** start SOURCE DATA **
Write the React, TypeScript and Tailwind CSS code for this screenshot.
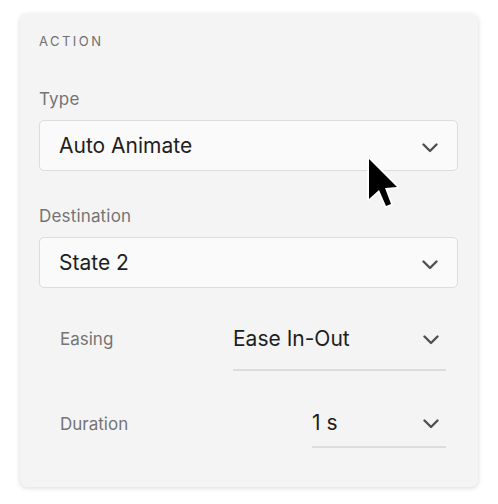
function Chevron({ className = "" }: { className?: string }) {
  return (
    <svg width="16" height="10" viewBox="0 0 16 10" fill="none" className={className}>
      <path d="M1.5 1.5 L8 8 L14.5 1.5" stroke="#505050" strokeWidth="2.4" strokeLinecap="round" strokeLinejoin="round" />
    </svg>
  );
}

function Select({ value }: { value: string }) {
  return (
    <div className="flex h-[51px] items-center justify-between rounded-[5px] border border-[#dcdcdc] bg-[#fafafa] pl-[19px] pr-[19px]">
      <span className="text-[21px] leading-[24px] text-[#1e1e1e]">{value}</span>
      <Chevron className="mt-[5px]" />
    </div>
  );
}

function InlineSelect({ label, value, width, labelPad, bottomPad }: { label: string; value: string; width: string; labelPad: string; bottomPad: string }) {
  return (
    <div className="flex items-start justify-between pl-[21px] pr-[12px]">
      <span className={`${labelPad} text-[17px] leading-[20px] text-[#747474]`}>{label}</span>
      <div className={`${width} ${bottomPad} flex items-center justify-between border-b-2 border-[#dcdcdc] pr-[7px]`}>
        <span className="text-[21px] leading-[24px] text-[#1e1e1e]">{value}</span>
        <Chevron className="mt-[2px]" />
      </div>
    </div>
  );
}

export default function App() {
  return (
    <div className="h-[504px] w-[498px] bg-white pt-[14px] pl-[20px] font-['Inter','Noto_Sans',sans-serif]">
      <div className="relative h-[473px] w-[458px] rounded-[7px] bg-[#f4f4f4] pl-[19px] pr-[20px] pt-[19px] shadow-[0_1px_5px_rgba(0,0,0,0.16)]">
        <div className="text-[13px] leading-[16px] tracking-[0.19em] text-[#6f6f6f]">ACTION</div>

        <div className="mt-[40px] text-[17px] leading-[20px] tracking-[0.01em] text-[#747474]">Type</div>
        <div className="mt-[11px]">
          <Select value="Auto Animate" />
        </div>

        <div className="mt-[35px] text-[17px] leading-[20px] tracking-[0.01em] text-[#747474]">Destination</div>
        <div className="mt-[11px]">
          <Select value="State 2" />
        </div>

        <div className="mt-[39px]">
          <InlineSelect label="Easing" value="Ease In-Out" width="w-[213px]" labelPad="pt-[2px]" bottomPad="pb-[18px]" />
        </div>
        <div className="mt-[40px]">
          <InlineSelect label="Duration" value="1 s" width="w-[134px]" labelPad="pt-[3px]" bottomPad="pb-[11px]" />
        </div>

        {/* pointer hovering the type picker */}
        <svg width="40" height="60" viewBox="-4 -4 40 60" className="absolute left-[345px] top-[141px]">
          <polygon
            points="0,0 0,40 10,31 17,47 22,45 16,29 28,28"
            fill="#000"
            stroke="#fff"
            strokeWidth="3.5"
            strokeLinejoin="round"
            paintOrder="stroke"
          />
        </svg>
      </div>
    </div>
  );
}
** end SOURCE DATA **
Transcribe the material exactly, and leave out whatever pictures it holds.

:: EXERCISE OUTPUT ::
Write the React, TypeScript and Tailwind CSS code for this screenshot.
function Chevron({ className = "" }: { className?: string }) {
  return (
    <svg width="16" height="10" viewBox="0 0 16 10" fill="none" className={className}>
      <path d="M1.5 1.5 L8 8 L14.5 1.5" stroke="#505050" strokeWidth="2.4" strokeLinecap="round" strokeLinejoin="round" />
    </svg>
  );
}

function Select({ value }: { value: string }) {
  return (
    <div className="flex h-[51px] items-center justify-between rounded-[5px] border border-[#dcdcdc] bg-[#fafafa] pl-[19px] pr-[19px]">
      <span className="text-[21px] leading-[24px] text-[#1e1e1e]">{value}</span>
      <Chevron className="mt-[5px]" />
    </div>
  );
}

function InlineSelect({ label, value, width, labelPad, bottomPad }: { label: string; value: string; width: string; labelPad: string; bottomPad: string }) {
  return (
    <div className="flex items-start justify-between pl-[21px] pr-[12px]">
      <span className={`${labelPad} text-[17px] leading-[20px] text-[#747474]`}>{label}</span>
      <div className={`${width} ${bottomPad} flex items-center justify-between border-b-2 border-[#dcdcdc] pr-[7px]`}>
        <span className="text-[21px] leading-[24px] text-[#1e1e1e]">{value}</span>
        <Chevron className="mt-[2px]" />
      </div>
    </div>
  );
}

export default function App() {
  return (
    <div className="h-[504px] w-[498px] bg-white pt-[14px] pl-[20px] font-['Inter','Noto_Sans',sans-serif]">
      <div className="relative h-[473px] w-[458px] rounded-[7px] bg-[#f4f4f4] pl-[19px] pr-[20px] pt-[19px] shadow-[0_1px_5px_rgba(0,0,0,0.16)]">
        <div className="text-[13px] leading-[16px] tracking-[0.19em] text-[#6f6f6f]">ACTION</div>

        <div className="mt-[40px] text-[17px] leading-[20px] tracking-[0.01em] text-[#747474]">Type</div>
        <div className="mt-[11px]">
          <Select value="Auto Animate" />
        </div>

        <div className="mt-[35px] text-[17px] leading-[20px] tracking-[0.01em] text-[#747474]">Destination</div>
        <div className="mt-[11px]">
          <Select value="State 2" />
        </div>

        <div className="mt-[39px]">
          <InlineSelect label="Easing" value="Ease In-Out" width="w-[213px]" labelPad="pt-[2px]" bottomPad="pb-[18px]" />
        </div>
        <div className="mt-[40px]">
          <InlineSelect label="Duration" value="1 s" width="w-[134px]" labelPad="pt-[3px]" bottomPad="pb-[11px]" />
        </div>

        {/* pointer hovering the type picker */}
        <svg width="40" height="60" viewBox="-4 -4 40 60" className="absolute left-[345px] top-[141px]">
          <polygon
            points="0,0 0,40 10,31 17,47 22,45 16,29 28,28"
            fill="#000"
            stroke="#fff"
            strokeWidth="3.5"
            strokeLinejoin="round"
            paintOrder="stroke"
          />
        </svg>
      </div>
    </div>
  );
}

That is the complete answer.